In 1973 Barton Hills became the first home-rule village in Washtenaw County. This status protected the subdivision from what residents saw then as potential incur­sions of other governments that might ne­cessitate difficult and expensive water and sewage linkups.

"My two best friends," says Libby Langford, a critical player in establishing the village, "were Conrail and the Foster Bridge"—the high-speed tracks and single-lane bridge discouraged traffic from Ann Arbor. "Nobody bothers us; we do our own thing; we love it."

The village has its own well on a cleanaquifer. Each home has its own septic sys­tem, and the village requires periodic in­spections. Residents pay taxes to both the village and Ann Arbor Township, currently totaling about 13.5 mills. (The correspon­ding rate in Ann Arbor is 16.9 mills.) One curious legacy of the village's past is that the Barton Hills Maintenance Corporation owns the roads and therefore is able to limit access to the village—signs at the en­trances announce "No thoroughfare" and "Private road."

Only a few empty lots remain, and most of those belong to families who own two. So, for the most part, if a new house is to be built, an old one must come down. In the past ten years the village has seen about half a dozen "teardowns." The long-forgotten stone grave was discovered during one of these projects, for Domino's Pizza president and U-M regent David Brandon.

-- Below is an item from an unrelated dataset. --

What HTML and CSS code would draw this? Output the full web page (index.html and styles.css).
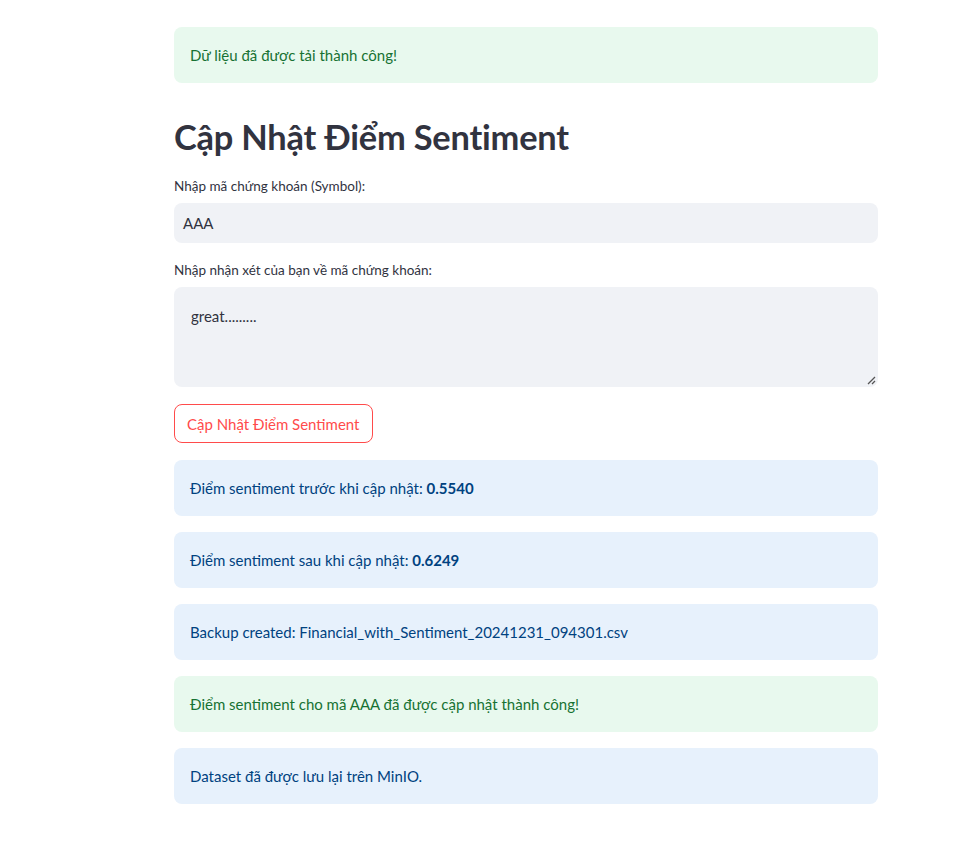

These new homes vary in architectural style, but all of them are several times larger than the buildings they replaced.

That's become an issue for the mainte­nance corporation, which must approve all building plans. "As I look to the future," says president Chuck Bultman, "one of the struggles of the corporation is to find a way to work with the larger house typical today, sited on lots designed for a more modest house size."

The first generation of residents were, like Alex Dow himself, wealthy white Anglo-Saxon Protestants. But unlike some developments of its era, Barton Hills never had restrictive deed covenants that barred minorities. Today, residents include African American, Middle Eastern, Indian, Kashmiri, Pakistani, Bangladeshi, and East Asian families.

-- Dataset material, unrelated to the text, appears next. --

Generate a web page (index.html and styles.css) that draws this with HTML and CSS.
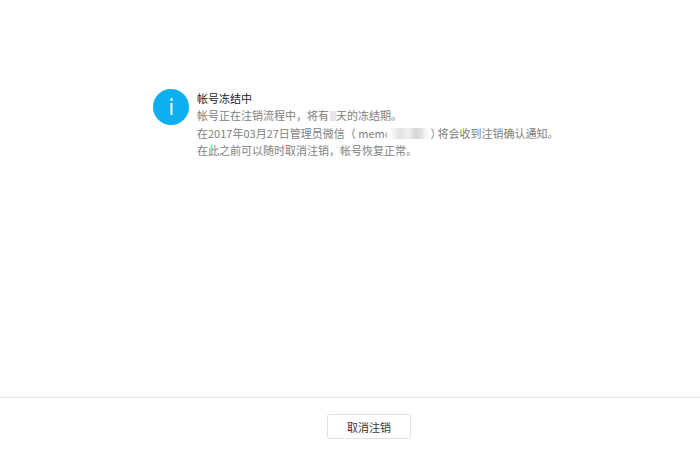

Prosperity, however, remains a require­ment. According to the 2000 census, Bar­ton Hills' median household income was $149,000, more than triple Ann Arbor's $46,000. And while Ann Arbor posted a healthy median home value of $181,000, it paled next to Barton Hill's $710,000. Real estate agent Nancy Bishop, who lives in the village, estimates that house values start at about $600,000 and run all the way up to $5 or $6 million.

Since 1949, Walter Esch has done whatever needs doing in Barton Hills. His wife, Mary, raised ten children in a bungalow originally built for workers on Barton dam. Now their son David and daughter-in-law Jan work for the village, too, and live in another of the houses.

There have been a few minor adjustments over the years, but overall, Barton Hills' layout remains remarkably faithful to the parklike de­sign worked out by the Olmsteds more than eighty years ago. The biggest change is that hills once barren are now almost covered with trees.

The Olmsteds recommended trees as early as 1916, and the U-M forestry school oversaw plantings in the 1920s. The firm was never commissioned to develop a maintenance plan for the village, but to judge by its work elsewhere, it would al­most certainly have provided for glades, dells, and long clear views between group­ings of well-tended trees. Instead, coveted and cosseted, the trees have multiplied into a thick forest that presents a major challenge to the Olmsted plan.

The original country club building nes­tled into the landscape yet offered a lovely view of the river from its long covered veranda. Over the decades, however, trees grew and blocked the river view. In the late 1980s the original clubhouse was torn down and replaced by a large, traditionally columned building placed right up against Country Club Road. The site described by Olmsted Brothers as the best in Barton Hills is now occupied by a parking lot.

Knowledge of Dow's Olmstedian vi­sion died out with the first generation of residents. Many present residents inter­viewed for this article hadn't even known of the Olmsted connection when they bought their houses. As the years went by and trees continued growing, people living away from the shore forgot about the views and instead enjoyed the closeness to nature and privacy that the trees provided.

"When the view died, the plan died. Views only exist for the fortunate few," says Ed Surovell, adding that people today are attracted by the trees instead. "It was a change in social values. Trees were good, positive. City folks can't tell good trees from bad."

They're trying to learn. In 2003 the vil­lage's board of trustees hired Clark Fores­try to conduct a study of the state of the woods. (Though the firm is based in Bara-boo, Wisconsin, owner Fred Clark grew up in Barton Hills.) Commissioning of the study "is an indication of the awareness that the trees need to be managed and plans made for the future," Jan Esch says. "It has been supported by consistent, if limited, budgetary funding. Some funds were spent last year on garlic mustard control and ash tree removal, with contin­uing efforts under way for this year." There are other environmental issues as well, such as plant growth in Barton Pond and the village's resident deer herd, which has grown so large that it has to be man­aged by professional sharpshooters under a state permit.

Although it has acquired more and big­ger houses, Barton Hills hasn't become a mere house museum. The rolling hills, al­luring roads, and general focus on the pond remain intact. A century after Alex Dow started buying up property along the Huron, the Olmsted Brothers' work has held up well.


[Photo caption from original print edition]: (Above) An Olmstead Brothers blueprint shows the signature stone pillars at the entrance. (Left) The country club was set on the hilltop overlooking Barton Pond - one of the many views lost as woods grew up throughout the subdivision (below).

[Photo caption from original print edition]: As early as 1931, Edison's financial people were complaining that the development had cost roughly $234,000 and produced only $22,000. There were also ongoing costs, with Edison employees often siphoned off to do chores at Barton Hills and the other properties.